Studying the A-Plus accountability and choice system in Florida therefore offers the possibility of some important contributions to the existing research literature. An evaluation of A-Plus can reveal whether the prospect of competition, in the form of vouchers offered to students at chronically failing schools, represents an effective incentive for improvement. Unlike other studies of accountability systems, the ability to validate the scores used in the A-Plus system by comparing them with performance on nationally normed exams offers the possibility of dispelling concerns about whether the observed gains are real or the products of teaching to the test, cheating, or manipulation of the testing system.

Validating the FCAT Results

The first section of the analysis addresses the question of whether Florida’s test is a valid test of students’ academic abilities.
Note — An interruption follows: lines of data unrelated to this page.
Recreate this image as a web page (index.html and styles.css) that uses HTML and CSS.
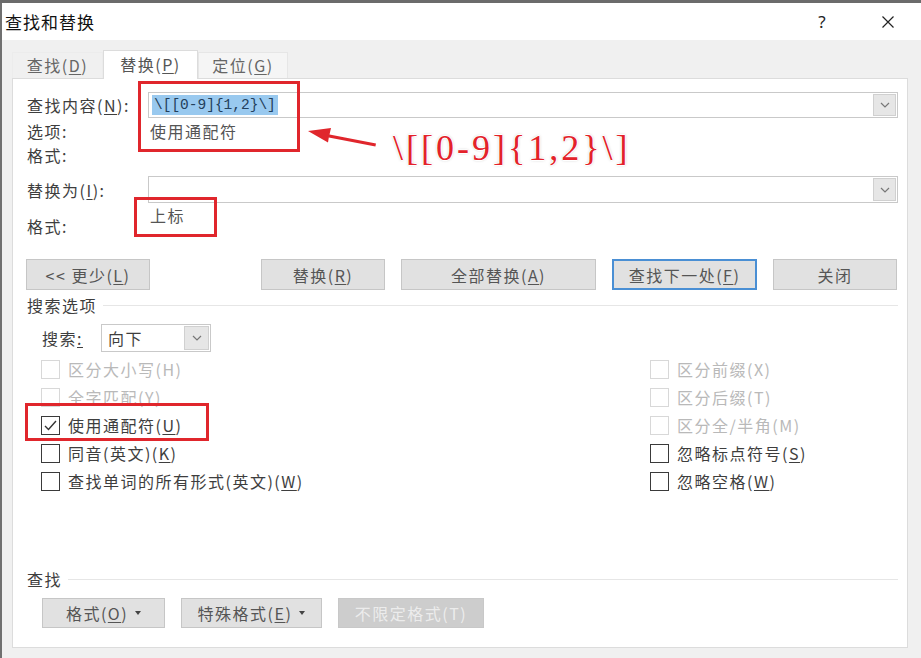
FILE: index.html
```html
<!DOCTYPE html>
<html lang="zh-CN">
<head>
    <meta charset="UTF-8">
    <meta name="viewport" content="width=device-width, initial-scale=1.0">
    <title>查找和替换</title>
    <link rel="stylesheet" href="styles.css">
</head>
<body>
    <div class="topbar"></div>
    <div class="window">
        <div class="titlebar">
            <span class="title">查找和替换</span>
            <span class="ctrl">?</span>
            <span class="ctrl">
                <svg width="12" height="12" viewBox="0 0 12 12"><path d="M0.5 0.5 L11.5 11.5 M11.5 0.5 L0.5 11.5" stroke="#222" stroke-width="1.2" fill="none"/></svg>
            </span>
        </div>

        <div class="client">
            <div class="tabs">
                <div class="tab tab-find">查找(<u>D</u>)</div>
                <div class="tab active tab-replace">替换(<u>P</u>)</div>
                <div class="tab tab-goto">定位(<u>G</u>)</div>
            </div>

            <div class="panel">
                <div class="field-row">
                    <label class="field-label">查找内容(<u>N</u>):</label>
                    <div class="combo">
                        <span class="combo-text"><span class="selected">\[[0-9]{1,2}\]</span></span>
                        <span class="combo-btn"><svg width="10" height="6" viewBox="0 0 10 6"><path d="M1 1 L5 5 L9 1" stroke="#777" stroke-width="1.2" fill="none"/></svg></span>
                    </div>
                </div>
                <div class="info-row first"><span class="field-label">选项:</span><span class="info-value">使用通配符</span></div>
                <div class="info-row"><span class="field-label">格式:</span></div>

                <div class="field-row replace">
                    <label class="field-label">替换为(<u>I</u>):</label>
                    <div class="combo">
                        <span class="combo-text"></span>
                        <span class="combo-btn"><svg width="10" height="6" viewBox="0 0 10 6"><path d="M1 1 L5 5 L9 1" stroke="#777" stroke-width="1.2" fill="none"/></svg></span>
                    </div>
                </div>
                <div class="format-row"><span class="field-label">格式:</span><span class="info-value">上标</span></div>

                <div class="actions">
                    <div class="btn less"><span>&lt;&lt; 更少(<u>L</u>)</span></div>
                    <div class="btn w-replace"><span>替换(<u>R</u>)</span></div>
                    <div class="btn w-all"><span>全部替换(<u>A</u>)</span></div>
                    <div class="btn w-next default"><span>查找下一处(<u>F</u>)</span></div>
                    <div class="btn w-close"><span>关闭</span></div>
                </div>

                <div class="group-head">搜索选项</div>

                <div class="search-row">
                    <span class="search-label">搜索<u>:</u></span>
                    <div class="select">
                        <span class="select-text">向下</span>
                        <span class="combo-btn"><svg width="10" height="6" viewBox="0 0 10 6"><path d="M1 1 L5 5 L9 1" stroke="#777" stroke-width="1.2" fill="none"/></svg></span>
                    </div>
                </div>

                <div class="checks">
                    <div class="check disabled"><span class="box"></span><span>区分大小写(H)</span></div>
                    <div class="check disabled"><span class="box"></span><span>区分前缀(X)</span></div>
                    <div class="check disabled"><span class="box"></span><span>全字匹配(Y)</span></div>
                    <div class="check disabled"><span class="box"></span><span>区分后缀(T)</span></div>
                    <div class="check"><span class="box"><svg width="13" height="11" viewBox="0 0 13 11"><path d="M1 6 L4.5 9.5 L12 1" stroke="#333" stroke-width="1.4" fill="none"/></svg></span><span>使用通配符(<u>U</u>)</span></div>
                    <div class="check disabled"><span class="box"></span><span>区分全/半角(M)</span></div>
                    <div class="check"><span class="box"></span><span>同音(英文)(<u>K</u>)</span></div>
                    <div class="check"><span class="box"></span><span>忽略标点符号(<u>S</u>)</span></div>
                    <div class="check"><span class="box"></span><span>查找单词的所有形式(英文)(<u>W</u>)</span></div>
                    <div class="check"><span class="box"></span><span>忽略空格(<u>W</u>)</span></div>
                </div>

                <div class="group-head find-head">查找</div>

                <div class="format-actions">
                    <div class="btn w-format"><span>格式(<u>O</u>)</span><span class="caret"></span></div>
                    <div class="btn w-special"><span>特殊格式(<u>E</u>)</span><span class="caret"></span></div>
                    <div class="btn w-noformat disabled"><span>不限定格式(T)</span></div>
                </div>
            </div>
        </div>
    </div>

    <!-- red annotations drawn on top of the dialog -->
    <div class="mark mark-find"></div>
    <div class="mark mark-format"></div>
    <div class="mark mark-wild"></div>
    <svg class="arrow" width="921" height="658" viewBox="0 0 921 658">
        <polygon points="308,131 331,128 329.5,134.6 376,143.5 375.4,146.6 328.8,137.6 328,142.6" fill="#e0262c"/>
    </svg>
    <div class="callout">\[[0-9]{1,2}\]</div>
</body>
</html>
```

FILE: styles.css
```css
body {
    margin: 0;
    width: 921px;
    height: 658px;
    overflow: hidden;
    position: relative;
    background-color: #f0f0f0;
    font-family: "Noto Sans CJK SC", sans-serif;
    color: #3e3e3e;
}
u {
    text-decoration-thickness: 1px;
    text-underline-offset: 2px;
}
.topbar {
    height: 3px;
    background-color: #6b6b6b;
}
.window {
    height: 655px;
    border-left: 2px solid #707070;
    display: flex;
    flex-direction: column;
}
.titlebar {
    height: 37px;
    flex: none;
    background-color: #fff;
    display: flex;
    align-items: center;
    padding-left: 3px;
}
.title {
    flex: 1;
    font-size: 17px;
    letter-spacing: 1px;
    color: #111;
}
.ctrl {
    width: 66px;
    display: flex;
    justify-content: center;
    font-family: "Noto Sans", sans-serif;
    font-size: 17px;
    color: #222;
}
.client {
    flex: 1;
    padding: 10px 0 0 10px;
}

/* tabs */
.tabs {
    height: 28px;
    display: flex;
    align-items: flex-end;
}
.tab {
    box-sizing: border-box;
    height: 26px;
    line-height: 24px;
    text-align: center;
    font-size: 16px;
    letter-spacing: 1.5px;
    color: #666;
    background-color: #f0f0f0;
    border: 1px solid #e6e6e6;
    border-bottom: none;
}
.tab-find {
    width: 91px;
    border-color: #ececec;
}
.tab-replace {
    width: 95px;
}
.tab-goto {
    width: 90px;
    background-color: #f5f5f5;
}
.tab.active {
    height: 29px;
    line-height: 27px;
    margin-bottom: -1px;
    position: relative;
    z-index: 1;
    background-color: #fff;
    border-color: #dcdcdc;
    color: #555;
}

/* main panel */
.panel {
    box-sizing: border-box;
    width: 896px;
    height: 570px;
    background-color: #fff;
    border: 1px solid #dcdcdc;
    padding: 13px 9px 0 14px;
}
.field-row {
    height: 26px;
    display: flex;
    align-items: center;
}
.field-row.replace {
    height: 27px;
    margin-top: 9px;
}
.field-label {
    width: 121px;
    flex: none;
    font-size: 16px;
    letter-spacing: 1.5px;
    line-height: 24px;
}
.combo {
    flex: 1;
    height: 100%;
    box-sizing: border-box;
    border: 1px solid #c9c9c9;
    padding: 1px;
    display: flex;
}
.combo-text {
    flex: 1;
    display: flex;
    align-items: center;
    padding-left: 2px;
}
.selected {
    background-color: #99c9ef;
    font-family: "Liberation Mono", monospace;
    font-size: 14.5px;
    line-height: 20px;
    padding: 0 2px;
    color: #23405c;
}
.combo-btn {
    width: 23px;
    box-sizing: border-box;
    background-color: #e6e6e6;
    border: 1px solid #d0d0d0;
    display: flex;
    align-items: center;
    justify-content: center;
}
.info-row {
    display: flex;
    line-height: 24px;
}
.info-row.first {
    margin-top: 1px;
}
.info-value {
    padding-left: 2px;
    font-size: 16px;
    letter-spacing: 1.5px;
    line-height: 24px;
    color: #555;
}
.format-row {
    display: flex;
    align-items: flex-start;
}
.format-row .field-label {
    padding-top: 11px;
}

/* buttons */
.actions {
    height: 31px;
    margin-top: 21px;
    margin-left: -1px;
    display: flex;
    gap: 16px;
}
.btn {
    box-sizing: border-box;
    height: 100%;
    display: flex;
    align-items: center;
    justify-content: center;
    background-color: #e1e1e1;
    border: 1px solid #c6c6c6;
    font-size: 16px;
    letter-spacing: 1.5px;
    color: #555;
}
.btn.less { width: 124px; margin-right: 95px; }
.btn.w-replace { width: 124px; }
.btn.w-all { width: 195px; }
.btn.w-next { width: 145px; }
.btn.w-close { width: 124px; }
.btn.default {
    border: 2px solid #4a8fd4;
}
.btn.w-format { width: 123px; }
.btn.w-special { width: 141px; }
.btn.w-noformat { width: 146px; }
.btn.disabled {
    background-color: #cdcdcd;
    border-color: #c8c8c8;
    color: #ececec;
}
.caret {
    margin-left: 7px;
    border-left: 3px solid transparent;
    border-right: 3px solid transparent;
    border-top: 4px solid #444;
}

/* group headers */
.group-head {
    margin-top: 3px;
    display: flex;
    align-items: center;
    gap: 6px;
    font-size: 16px;
    letter-spacing: 1.5px;
    line-height: 24px;
}
.group-head::after {
    content: "";
    flex: 1;
    height: 1px;
    background-color: #e6e6e6;
}
.find-head {
    margin-top: 72px;
}

/* search options */
.search-row {
    height: 28px;
    margin-top: 7px;
    padding-left: 15px;
    display: flex;
    align-items: center;
}
.search-label {
    width: 59px;
    font-size: 16px;
    letter-spacing: 1.5px;
}
.select {
    width: 110px;
    height: 28px;
    box-sizing: border-box;
    border: 1px solid #c9c9c9;
    padding: 1px;
    display: flex;
}
.select-text {
    flex: 1;
    padding-left: 5px;
    line-height: 24px;
    font-size: 16px;
    letter-spacing: 1.5px;
}
.select .combo-btn {
    width: 25px;
}
.checks {
    margin-top: 3px;
    padding-left: 14px;
    display: grid;
    grid-template-columns: 609px 1fr;
    grid-auto-rows: 28px;
}
.check {
    display: flex;
    align-items: center;
    gap: 8px;
    font-size: 16px;
    letter-spacing: 1.5px;
}
.box {
    width: 19px;
    height: 19px;
    flex: none;
    box-sizing: border-box;
    border: 1px solid #3a3a3a;
    display: flex;
    align-items: center;
    justify-content: center;
}
.check.disabled {
    color: #b9b9b9;
}
.check.disabled .box {
    border-color: #d8d8d8;
}
.format-actions {
    height: 30px;
    margin-top: 7px;
    padding-left: 15px;
    display: flex;
    gap: 16px;
}

/* annotations */
.mark {
    position: absolute;
    box-sizing: border-box;
    border: 3px solid #e0262c;
}
.mark-find {
    left: 138px;
    top: 81px;
    width: 162px;
    height: 71px;
}
.mark-format {
    left: 134px;
    top: 197px;
    width: 83px;
    height: 40px;
}
.mark-wild {
    left: 25px;
    top: 403px;
    width: 184px;
    height: 38px;
}
.arrow {
    position: absolute;
    left: 0;
    top: 0;
    pointer-events: none;
}
.callout {
    position: absolute;
    left: 393px;
    top: 126px;
    font-family: "Liberation Serif", serif;
    font-size: 36px;
    line-height: 44px;
    letter-spacing: 3px;
    color: #e3222a;
    text-shadow: 1px 0 0 #fff, -1px 0 0 #fff, 0 1px 0 #fff, 0 -1px 0 #fff,
                 0 0 3px #aaa;
}
```
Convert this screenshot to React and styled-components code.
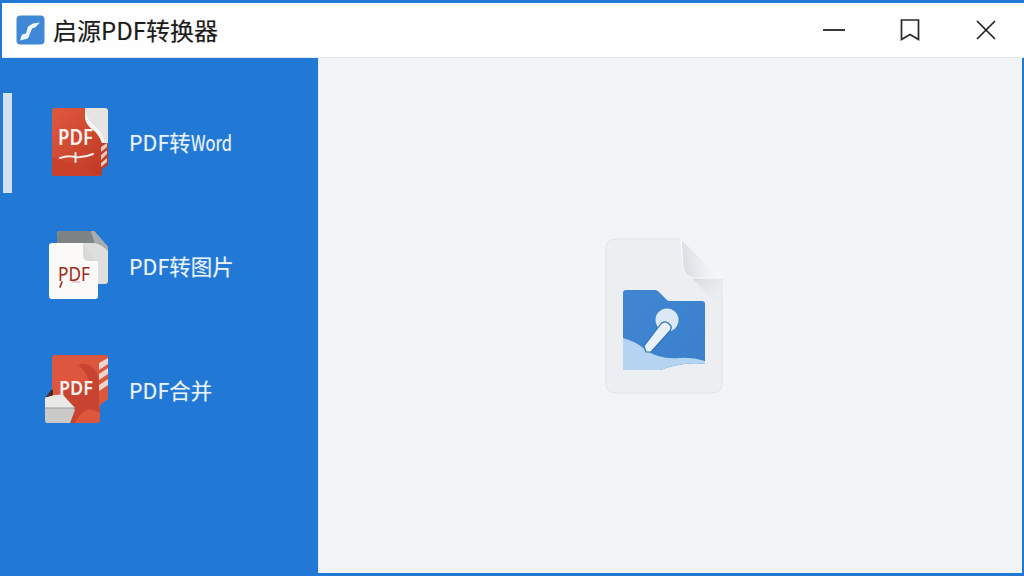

Given the concerns raised by the Klein study regarding the validity of the TAAS exams in Texas, I decided to use the same analytical technique as Klein: comparing results on the FCAT with results on low-stakes standardized tests given at around the same time and in the same grade.

During the spring of 2000, Florida schools administered both the FCAT and a version of the Stanford 9, which is a widely used and respected nationally normed standardized test. Performance on the FCAT determined a school’s grade from the state and therefore determined whether students would receive vouchers. Performance on the Stanford 9 carried no similar consequences, so schools and students had little reason to manipulate, cheat, or teach to the Stanford 9. If the results of the Stanford 9 are similar to the results of the FCAT, the FCAT is likely to be a valid measure of academic achievement. If the results are not similar, it is possible that the FCAT results are not a valid measure of student performance.

The results of this analysis suggest that the FCAT results are valid measures of student achievement. Schools with the highest scores on the FCAT also had the highest scores on the Stanford 9 tests that were administered around the same time in the spring of 2000. Likewise, schools with the lowest FCAT scores tended to have the lowest Stanford 9 scores. If the correlation were 1.00, the results from the FCAT and Stanford 9 test would be identical. As it turns out, the correlation coefficient was 0.86 between the 4th grade FCAT and Stanford 9 reading test results. In 8th grade the correlation between the high-stakes FCAT and low-stakes standardized reading test was 0.95. In 5th-grade math, the correlation coefficient was 0.90; in 8th-grade math, the correlation was 0.95; and in 10th-grade math, the correlation was 0.91. In other words, the results of the two tests are quite similar. (It was not possible to verify the validity of the FCAT writing test with this technique because no Stanford 9 writing test was administered.)

In the second RAND study of TAAS in Texas, Klein and his colleagues never found a correlation of more than 0.21 between the school-level results from TAAS and the school-level results from low-stakes standardized tests. In this analysis there was never a correlation between FCAT and the Stanford 9 below 0.86.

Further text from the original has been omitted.